SUPPLIED MATERIAL:
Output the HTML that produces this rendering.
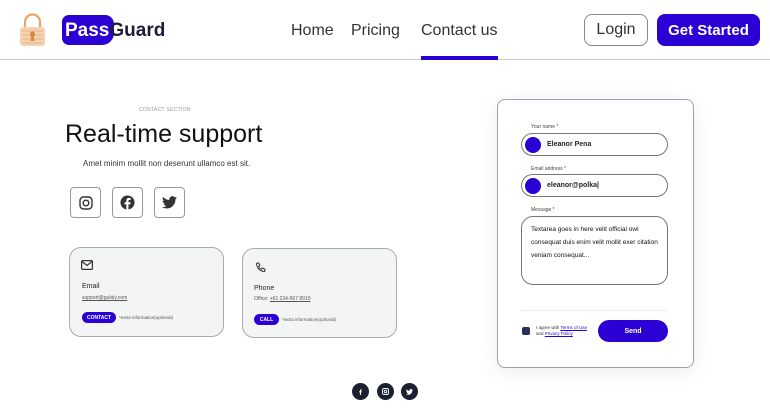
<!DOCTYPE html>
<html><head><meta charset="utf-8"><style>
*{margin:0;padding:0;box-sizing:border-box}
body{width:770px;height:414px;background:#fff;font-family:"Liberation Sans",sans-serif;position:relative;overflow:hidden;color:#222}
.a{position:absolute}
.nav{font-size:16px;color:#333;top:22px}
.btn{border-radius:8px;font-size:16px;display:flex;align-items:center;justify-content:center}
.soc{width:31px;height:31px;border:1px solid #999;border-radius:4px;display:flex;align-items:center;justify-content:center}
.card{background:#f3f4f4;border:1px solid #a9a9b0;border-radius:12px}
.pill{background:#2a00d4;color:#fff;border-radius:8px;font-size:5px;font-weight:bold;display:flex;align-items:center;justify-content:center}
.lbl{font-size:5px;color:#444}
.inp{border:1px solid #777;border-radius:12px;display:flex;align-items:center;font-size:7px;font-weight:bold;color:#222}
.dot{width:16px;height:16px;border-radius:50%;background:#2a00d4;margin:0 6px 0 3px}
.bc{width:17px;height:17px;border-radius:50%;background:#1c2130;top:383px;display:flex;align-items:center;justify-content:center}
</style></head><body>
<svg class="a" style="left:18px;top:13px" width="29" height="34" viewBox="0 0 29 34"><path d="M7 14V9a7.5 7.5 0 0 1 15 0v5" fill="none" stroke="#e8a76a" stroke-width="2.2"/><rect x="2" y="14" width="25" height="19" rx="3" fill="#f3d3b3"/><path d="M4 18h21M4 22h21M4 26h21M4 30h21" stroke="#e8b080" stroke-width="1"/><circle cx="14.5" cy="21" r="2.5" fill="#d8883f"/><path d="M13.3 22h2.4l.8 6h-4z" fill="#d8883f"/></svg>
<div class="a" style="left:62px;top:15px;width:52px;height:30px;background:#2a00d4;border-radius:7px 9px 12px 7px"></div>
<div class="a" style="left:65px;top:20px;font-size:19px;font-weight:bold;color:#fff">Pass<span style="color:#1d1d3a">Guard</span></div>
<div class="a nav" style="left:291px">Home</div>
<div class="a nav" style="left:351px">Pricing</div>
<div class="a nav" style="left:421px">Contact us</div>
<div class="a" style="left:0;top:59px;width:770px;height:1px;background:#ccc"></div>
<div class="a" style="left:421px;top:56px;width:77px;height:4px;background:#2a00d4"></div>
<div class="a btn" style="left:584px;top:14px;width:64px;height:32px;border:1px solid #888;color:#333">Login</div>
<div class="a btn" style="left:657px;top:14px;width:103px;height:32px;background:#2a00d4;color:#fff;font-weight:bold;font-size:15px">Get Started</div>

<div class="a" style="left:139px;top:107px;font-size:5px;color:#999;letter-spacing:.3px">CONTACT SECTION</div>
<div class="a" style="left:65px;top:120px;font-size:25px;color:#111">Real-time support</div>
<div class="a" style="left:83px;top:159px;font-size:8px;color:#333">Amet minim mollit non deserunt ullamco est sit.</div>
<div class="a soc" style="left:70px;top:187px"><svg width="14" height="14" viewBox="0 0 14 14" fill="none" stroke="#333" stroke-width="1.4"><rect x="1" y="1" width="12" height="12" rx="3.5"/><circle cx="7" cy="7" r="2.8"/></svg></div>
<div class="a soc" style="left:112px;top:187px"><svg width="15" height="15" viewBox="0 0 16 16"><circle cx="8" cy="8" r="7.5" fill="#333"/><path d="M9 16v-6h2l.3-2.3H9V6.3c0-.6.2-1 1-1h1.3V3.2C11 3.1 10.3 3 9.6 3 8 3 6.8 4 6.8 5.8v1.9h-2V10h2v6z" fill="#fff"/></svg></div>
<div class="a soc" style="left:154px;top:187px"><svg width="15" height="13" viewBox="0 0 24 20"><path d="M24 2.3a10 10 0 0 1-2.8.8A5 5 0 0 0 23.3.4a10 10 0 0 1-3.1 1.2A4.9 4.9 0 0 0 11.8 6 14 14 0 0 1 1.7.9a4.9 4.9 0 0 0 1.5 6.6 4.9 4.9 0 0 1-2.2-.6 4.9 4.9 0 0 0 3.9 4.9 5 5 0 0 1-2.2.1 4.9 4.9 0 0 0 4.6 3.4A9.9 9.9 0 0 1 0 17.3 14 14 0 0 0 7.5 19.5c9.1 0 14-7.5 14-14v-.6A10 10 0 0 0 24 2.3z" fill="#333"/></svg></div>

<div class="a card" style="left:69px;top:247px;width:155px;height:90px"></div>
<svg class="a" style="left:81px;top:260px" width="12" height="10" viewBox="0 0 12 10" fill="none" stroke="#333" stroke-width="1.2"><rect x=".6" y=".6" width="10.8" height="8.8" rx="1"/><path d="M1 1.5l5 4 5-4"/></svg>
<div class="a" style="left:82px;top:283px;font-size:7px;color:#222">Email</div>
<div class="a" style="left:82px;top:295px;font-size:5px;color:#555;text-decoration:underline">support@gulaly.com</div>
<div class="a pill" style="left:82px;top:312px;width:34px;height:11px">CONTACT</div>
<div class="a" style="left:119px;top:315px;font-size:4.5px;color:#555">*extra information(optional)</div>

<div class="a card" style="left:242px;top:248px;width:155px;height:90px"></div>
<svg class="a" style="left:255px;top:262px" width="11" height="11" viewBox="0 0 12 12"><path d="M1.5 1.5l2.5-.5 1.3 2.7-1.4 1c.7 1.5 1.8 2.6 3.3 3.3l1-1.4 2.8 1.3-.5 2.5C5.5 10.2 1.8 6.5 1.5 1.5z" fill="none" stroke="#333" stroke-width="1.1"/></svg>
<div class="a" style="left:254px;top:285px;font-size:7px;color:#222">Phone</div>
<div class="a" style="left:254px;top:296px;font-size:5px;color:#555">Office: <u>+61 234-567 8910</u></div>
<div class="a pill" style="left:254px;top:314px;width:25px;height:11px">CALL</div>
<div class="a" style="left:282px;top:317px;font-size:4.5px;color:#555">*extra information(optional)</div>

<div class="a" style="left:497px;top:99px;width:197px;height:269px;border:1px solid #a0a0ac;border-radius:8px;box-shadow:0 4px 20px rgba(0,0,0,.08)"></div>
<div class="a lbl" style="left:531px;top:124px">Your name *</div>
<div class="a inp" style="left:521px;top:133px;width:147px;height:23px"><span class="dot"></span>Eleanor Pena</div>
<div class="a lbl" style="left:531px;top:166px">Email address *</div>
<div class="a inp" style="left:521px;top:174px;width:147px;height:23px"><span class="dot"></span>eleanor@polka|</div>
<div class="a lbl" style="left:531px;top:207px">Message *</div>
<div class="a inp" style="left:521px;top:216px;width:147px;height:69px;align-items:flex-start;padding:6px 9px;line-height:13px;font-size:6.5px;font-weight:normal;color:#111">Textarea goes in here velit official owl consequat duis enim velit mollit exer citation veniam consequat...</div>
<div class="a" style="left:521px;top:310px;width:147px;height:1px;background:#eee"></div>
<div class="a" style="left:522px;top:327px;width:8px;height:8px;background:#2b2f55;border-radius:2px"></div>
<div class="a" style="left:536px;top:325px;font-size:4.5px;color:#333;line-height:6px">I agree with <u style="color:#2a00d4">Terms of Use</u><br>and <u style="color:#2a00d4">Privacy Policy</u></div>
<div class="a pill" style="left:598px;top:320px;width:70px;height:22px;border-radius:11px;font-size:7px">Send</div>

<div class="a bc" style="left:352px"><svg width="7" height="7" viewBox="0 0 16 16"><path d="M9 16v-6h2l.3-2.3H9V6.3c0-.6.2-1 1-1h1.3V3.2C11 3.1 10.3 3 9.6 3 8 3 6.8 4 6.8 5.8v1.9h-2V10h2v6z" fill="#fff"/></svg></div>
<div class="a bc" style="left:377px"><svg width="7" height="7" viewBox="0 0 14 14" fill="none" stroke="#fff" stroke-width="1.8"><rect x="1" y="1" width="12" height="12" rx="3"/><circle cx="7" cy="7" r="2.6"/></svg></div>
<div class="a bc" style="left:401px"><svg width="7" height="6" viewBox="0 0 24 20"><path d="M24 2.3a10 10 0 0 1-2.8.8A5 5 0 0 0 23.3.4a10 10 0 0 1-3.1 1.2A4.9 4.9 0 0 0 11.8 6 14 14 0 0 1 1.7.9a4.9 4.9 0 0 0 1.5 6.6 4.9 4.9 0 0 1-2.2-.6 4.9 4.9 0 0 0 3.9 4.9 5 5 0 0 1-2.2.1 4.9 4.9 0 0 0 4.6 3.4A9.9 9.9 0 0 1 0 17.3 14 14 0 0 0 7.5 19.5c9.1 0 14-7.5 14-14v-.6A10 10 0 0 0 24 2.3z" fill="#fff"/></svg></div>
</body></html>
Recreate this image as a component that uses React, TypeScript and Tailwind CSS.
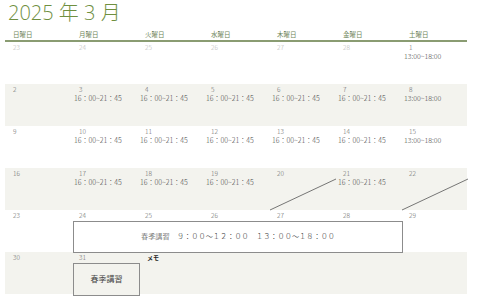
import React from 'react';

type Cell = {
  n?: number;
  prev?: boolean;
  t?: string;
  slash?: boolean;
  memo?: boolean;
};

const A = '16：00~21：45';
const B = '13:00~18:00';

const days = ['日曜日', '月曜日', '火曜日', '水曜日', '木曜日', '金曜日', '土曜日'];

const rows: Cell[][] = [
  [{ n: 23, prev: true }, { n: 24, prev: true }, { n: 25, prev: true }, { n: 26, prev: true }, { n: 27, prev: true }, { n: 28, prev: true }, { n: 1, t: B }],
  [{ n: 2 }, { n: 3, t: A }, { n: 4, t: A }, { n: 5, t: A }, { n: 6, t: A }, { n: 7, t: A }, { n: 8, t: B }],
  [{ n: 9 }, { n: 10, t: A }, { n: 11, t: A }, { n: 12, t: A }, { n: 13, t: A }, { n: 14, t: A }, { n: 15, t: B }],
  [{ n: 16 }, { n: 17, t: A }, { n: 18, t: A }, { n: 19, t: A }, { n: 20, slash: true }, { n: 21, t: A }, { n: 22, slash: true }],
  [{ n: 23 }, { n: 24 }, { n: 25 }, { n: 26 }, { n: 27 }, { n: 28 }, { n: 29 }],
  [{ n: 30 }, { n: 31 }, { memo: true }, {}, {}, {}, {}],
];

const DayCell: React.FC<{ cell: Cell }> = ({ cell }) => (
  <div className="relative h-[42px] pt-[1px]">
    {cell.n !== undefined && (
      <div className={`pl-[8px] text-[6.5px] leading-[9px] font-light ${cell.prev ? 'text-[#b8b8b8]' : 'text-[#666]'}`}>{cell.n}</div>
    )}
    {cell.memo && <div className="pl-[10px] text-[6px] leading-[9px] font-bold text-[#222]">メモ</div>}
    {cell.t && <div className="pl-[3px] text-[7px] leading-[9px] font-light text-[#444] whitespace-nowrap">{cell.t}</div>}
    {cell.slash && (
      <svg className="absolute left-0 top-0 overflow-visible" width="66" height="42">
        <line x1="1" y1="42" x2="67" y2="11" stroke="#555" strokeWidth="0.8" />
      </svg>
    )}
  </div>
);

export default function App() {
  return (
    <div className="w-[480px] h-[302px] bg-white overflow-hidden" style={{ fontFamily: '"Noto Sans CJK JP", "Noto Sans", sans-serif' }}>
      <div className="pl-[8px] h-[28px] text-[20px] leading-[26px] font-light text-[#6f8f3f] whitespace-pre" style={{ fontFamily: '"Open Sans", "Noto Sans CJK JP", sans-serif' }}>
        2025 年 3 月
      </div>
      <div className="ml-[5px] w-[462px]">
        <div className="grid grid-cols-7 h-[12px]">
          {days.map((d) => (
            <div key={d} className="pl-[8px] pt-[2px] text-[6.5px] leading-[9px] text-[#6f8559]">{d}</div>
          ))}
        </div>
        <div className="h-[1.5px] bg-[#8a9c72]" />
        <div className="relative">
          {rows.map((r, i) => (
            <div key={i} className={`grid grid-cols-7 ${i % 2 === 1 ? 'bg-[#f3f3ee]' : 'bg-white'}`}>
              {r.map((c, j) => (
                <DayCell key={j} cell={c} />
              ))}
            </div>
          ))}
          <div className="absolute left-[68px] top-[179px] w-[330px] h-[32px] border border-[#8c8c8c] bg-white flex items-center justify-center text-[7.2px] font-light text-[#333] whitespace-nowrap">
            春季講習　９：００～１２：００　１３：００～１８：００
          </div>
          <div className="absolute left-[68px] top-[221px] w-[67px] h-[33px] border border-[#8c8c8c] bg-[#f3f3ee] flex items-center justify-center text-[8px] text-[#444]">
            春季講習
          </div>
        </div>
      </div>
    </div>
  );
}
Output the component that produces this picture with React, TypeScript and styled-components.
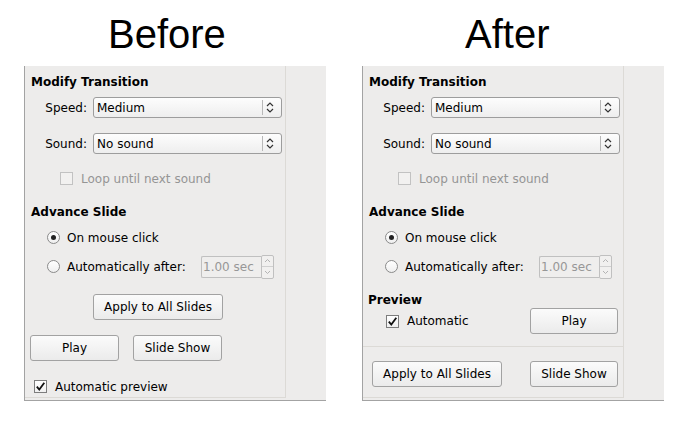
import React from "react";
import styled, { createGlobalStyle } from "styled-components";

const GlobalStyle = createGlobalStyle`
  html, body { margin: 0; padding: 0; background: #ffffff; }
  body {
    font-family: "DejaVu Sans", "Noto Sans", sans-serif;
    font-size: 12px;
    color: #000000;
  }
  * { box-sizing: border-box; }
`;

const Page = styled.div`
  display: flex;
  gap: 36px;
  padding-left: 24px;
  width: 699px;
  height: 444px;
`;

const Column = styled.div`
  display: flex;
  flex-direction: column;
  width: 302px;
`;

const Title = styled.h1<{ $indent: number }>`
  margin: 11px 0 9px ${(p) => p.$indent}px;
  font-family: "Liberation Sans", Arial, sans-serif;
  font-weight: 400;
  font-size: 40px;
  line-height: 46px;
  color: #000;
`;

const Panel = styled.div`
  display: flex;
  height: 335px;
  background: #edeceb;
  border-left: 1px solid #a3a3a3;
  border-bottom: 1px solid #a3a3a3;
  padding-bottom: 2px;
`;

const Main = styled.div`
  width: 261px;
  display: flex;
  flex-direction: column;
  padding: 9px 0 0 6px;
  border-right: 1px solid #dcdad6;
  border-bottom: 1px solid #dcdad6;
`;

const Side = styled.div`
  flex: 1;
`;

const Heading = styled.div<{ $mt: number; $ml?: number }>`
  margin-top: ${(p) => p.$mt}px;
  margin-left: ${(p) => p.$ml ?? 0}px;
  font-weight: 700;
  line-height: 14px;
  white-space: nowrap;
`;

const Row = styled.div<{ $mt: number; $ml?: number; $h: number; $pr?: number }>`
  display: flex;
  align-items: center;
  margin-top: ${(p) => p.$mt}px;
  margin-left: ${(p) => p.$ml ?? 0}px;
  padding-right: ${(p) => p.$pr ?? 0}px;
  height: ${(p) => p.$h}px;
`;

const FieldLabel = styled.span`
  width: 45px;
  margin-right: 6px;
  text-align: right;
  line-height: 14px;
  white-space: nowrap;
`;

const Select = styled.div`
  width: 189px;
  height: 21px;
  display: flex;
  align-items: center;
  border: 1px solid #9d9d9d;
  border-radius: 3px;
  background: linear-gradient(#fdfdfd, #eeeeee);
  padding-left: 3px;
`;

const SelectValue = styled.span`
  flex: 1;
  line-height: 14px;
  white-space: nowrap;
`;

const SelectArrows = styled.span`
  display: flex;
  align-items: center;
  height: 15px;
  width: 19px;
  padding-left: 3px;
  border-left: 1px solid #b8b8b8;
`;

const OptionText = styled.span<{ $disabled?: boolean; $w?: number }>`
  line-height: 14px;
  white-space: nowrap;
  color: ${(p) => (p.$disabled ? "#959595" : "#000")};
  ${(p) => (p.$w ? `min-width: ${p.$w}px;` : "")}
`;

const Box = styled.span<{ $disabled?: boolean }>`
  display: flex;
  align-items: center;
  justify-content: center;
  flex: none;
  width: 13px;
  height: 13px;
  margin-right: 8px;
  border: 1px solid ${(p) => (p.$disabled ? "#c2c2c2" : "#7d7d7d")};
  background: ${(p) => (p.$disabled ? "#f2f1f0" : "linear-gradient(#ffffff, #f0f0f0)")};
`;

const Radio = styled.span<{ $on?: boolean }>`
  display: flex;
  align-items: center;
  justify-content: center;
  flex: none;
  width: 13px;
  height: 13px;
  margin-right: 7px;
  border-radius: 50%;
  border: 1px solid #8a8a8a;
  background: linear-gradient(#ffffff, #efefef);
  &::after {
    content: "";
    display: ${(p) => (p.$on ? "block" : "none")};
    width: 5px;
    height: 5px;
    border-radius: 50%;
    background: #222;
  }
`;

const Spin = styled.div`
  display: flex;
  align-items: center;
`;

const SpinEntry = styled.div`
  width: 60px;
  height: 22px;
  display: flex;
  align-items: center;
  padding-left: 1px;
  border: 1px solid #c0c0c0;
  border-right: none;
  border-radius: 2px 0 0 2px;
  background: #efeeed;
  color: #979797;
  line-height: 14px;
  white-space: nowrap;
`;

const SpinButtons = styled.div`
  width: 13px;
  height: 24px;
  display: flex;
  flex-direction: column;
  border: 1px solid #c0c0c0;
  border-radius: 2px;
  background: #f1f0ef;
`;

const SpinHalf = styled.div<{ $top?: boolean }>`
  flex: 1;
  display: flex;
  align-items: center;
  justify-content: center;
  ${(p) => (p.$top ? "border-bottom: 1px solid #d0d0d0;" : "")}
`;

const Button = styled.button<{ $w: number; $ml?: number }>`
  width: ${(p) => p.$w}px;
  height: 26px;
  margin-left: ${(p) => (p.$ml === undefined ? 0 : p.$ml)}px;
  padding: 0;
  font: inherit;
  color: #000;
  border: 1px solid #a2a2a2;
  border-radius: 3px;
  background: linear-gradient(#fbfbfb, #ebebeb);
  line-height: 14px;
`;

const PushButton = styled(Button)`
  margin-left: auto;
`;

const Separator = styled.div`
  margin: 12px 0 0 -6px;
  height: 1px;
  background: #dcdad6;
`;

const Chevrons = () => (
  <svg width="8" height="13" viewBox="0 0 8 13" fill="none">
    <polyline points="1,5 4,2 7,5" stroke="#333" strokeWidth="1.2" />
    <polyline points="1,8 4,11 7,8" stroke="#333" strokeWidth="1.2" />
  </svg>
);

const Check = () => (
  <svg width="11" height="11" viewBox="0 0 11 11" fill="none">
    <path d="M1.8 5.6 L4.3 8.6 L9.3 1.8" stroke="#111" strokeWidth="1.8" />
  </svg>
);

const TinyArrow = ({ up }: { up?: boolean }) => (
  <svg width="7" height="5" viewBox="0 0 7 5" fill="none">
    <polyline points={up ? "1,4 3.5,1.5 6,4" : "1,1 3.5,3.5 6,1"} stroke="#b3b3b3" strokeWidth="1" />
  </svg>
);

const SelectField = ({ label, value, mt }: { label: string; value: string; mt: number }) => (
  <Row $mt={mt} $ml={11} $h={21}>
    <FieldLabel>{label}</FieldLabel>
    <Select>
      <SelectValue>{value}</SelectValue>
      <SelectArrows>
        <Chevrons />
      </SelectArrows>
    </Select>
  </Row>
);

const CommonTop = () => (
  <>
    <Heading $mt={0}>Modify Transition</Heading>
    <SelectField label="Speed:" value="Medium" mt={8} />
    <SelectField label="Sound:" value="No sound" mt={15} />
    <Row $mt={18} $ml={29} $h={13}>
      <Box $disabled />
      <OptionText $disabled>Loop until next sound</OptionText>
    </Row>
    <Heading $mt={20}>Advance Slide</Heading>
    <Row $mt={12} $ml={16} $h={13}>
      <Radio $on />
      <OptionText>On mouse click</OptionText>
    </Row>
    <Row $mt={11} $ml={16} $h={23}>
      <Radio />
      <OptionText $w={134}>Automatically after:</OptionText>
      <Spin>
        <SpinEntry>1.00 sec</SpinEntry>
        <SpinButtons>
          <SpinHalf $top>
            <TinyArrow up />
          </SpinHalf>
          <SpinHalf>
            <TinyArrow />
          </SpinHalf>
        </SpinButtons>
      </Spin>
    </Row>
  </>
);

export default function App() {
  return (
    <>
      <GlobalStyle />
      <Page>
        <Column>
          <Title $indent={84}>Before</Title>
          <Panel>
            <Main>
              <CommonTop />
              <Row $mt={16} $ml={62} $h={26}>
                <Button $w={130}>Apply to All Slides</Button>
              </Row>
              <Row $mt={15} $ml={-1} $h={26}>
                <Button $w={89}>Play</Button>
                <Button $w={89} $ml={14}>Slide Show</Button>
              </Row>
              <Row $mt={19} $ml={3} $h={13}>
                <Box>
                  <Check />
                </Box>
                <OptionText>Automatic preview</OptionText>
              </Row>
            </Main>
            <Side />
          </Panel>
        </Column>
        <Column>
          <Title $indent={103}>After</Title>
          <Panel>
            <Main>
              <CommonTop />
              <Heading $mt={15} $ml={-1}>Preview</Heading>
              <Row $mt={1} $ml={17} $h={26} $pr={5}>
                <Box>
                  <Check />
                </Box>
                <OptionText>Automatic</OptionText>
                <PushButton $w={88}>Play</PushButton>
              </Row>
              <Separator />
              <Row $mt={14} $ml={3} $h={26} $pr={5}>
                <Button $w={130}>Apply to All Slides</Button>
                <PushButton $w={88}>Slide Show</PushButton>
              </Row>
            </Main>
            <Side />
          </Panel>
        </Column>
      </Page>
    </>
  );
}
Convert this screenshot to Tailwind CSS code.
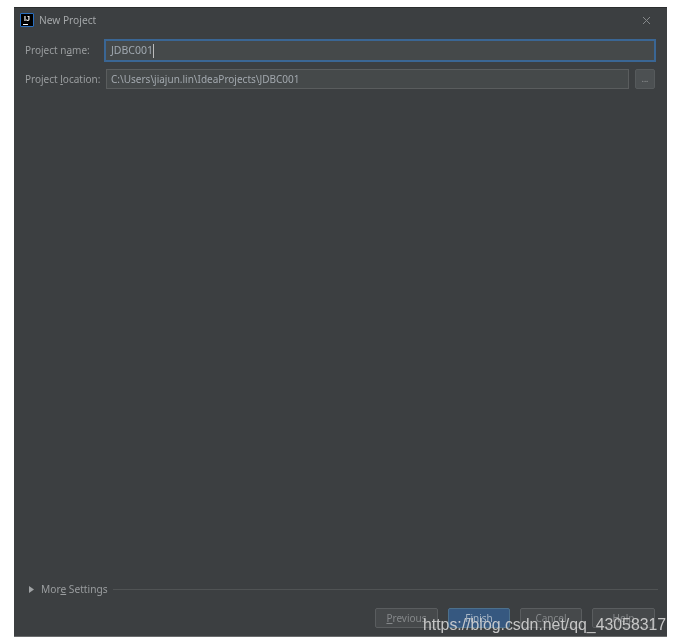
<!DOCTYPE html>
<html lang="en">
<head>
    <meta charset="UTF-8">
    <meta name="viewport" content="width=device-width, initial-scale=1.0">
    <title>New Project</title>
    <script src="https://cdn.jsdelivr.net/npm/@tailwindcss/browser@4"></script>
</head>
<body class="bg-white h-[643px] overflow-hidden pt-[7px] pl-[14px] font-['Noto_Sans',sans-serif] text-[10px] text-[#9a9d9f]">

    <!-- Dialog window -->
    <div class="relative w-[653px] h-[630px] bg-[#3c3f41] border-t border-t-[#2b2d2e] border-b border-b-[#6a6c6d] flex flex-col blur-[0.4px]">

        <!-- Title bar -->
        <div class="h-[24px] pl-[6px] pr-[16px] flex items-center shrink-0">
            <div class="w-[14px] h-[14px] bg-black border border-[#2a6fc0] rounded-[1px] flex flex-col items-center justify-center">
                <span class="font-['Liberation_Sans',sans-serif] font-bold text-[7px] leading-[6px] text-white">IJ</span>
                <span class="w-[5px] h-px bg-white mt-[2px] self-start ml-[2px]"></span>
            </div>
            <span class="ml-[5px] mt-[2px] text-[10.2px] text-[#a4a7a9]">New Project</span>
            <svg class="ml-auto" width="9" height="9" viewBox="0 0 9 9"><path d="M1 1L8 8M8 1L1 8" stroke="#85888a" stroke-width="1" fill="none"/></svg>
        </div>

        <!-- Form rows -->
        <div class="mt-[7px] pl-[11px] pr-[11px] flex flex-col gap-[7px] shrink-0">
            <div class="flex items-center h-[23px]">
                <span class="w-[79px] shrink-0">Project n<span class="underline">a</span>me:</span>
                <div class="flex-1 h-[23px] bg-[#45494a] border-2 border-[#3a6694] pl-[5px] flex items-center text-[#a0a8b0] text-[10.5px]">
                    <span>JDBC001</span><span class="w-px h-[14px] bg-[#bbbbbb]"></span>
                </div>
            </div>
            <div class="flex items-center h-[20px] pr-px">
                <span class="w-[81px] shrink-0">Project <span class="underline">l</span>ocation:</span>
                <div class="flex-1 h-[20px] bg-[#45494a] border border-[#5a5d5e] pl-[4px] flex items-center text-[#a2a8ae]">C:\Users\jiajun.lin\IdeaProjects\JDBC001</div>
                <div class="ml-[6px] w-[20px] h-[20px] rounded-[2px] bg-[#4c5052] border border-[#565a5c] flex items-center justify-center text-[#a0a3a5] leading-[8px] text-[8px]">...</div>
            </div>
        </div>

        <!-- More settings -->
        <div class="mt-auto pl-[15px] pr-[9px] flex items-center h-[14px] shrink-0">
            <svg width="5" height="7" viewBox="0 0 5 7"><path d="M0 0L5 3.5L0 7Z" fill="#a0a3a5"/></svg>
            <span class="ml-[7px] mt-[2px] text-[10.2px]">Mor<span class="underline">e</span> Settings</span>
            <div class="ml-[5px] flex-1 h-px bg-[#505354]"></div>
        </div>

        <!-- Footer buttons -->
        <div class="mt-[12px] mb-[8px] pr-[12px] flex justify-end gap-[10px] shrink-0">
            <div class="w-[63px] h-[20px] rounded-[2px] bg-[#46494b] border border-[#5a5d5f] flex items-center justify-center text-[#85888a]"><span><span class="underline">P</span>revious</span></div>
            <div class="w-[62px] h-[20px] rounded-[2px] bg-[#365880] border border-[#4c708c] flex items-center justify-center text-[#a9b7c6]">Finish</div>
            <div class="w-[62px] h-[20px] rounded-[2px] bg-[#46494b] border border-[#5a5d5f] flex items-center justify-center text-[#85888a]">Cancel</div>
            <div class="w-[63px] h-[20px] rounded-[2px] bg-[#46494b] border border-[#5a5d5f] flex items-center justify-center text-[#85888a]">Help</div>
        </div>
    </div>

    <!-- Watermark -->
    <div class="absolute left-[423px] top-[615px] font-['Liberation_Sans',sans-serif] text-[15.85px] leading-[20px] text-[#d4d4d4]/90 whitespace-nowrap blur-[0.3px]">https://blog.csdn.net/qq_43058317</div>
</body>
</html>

SET TASK:
Pick out each line that holds the string "produces".

TASK RESULT:
Output the HTML that produces this rendering.
Output the component that produces this picture with React, TypeScript and styled-components.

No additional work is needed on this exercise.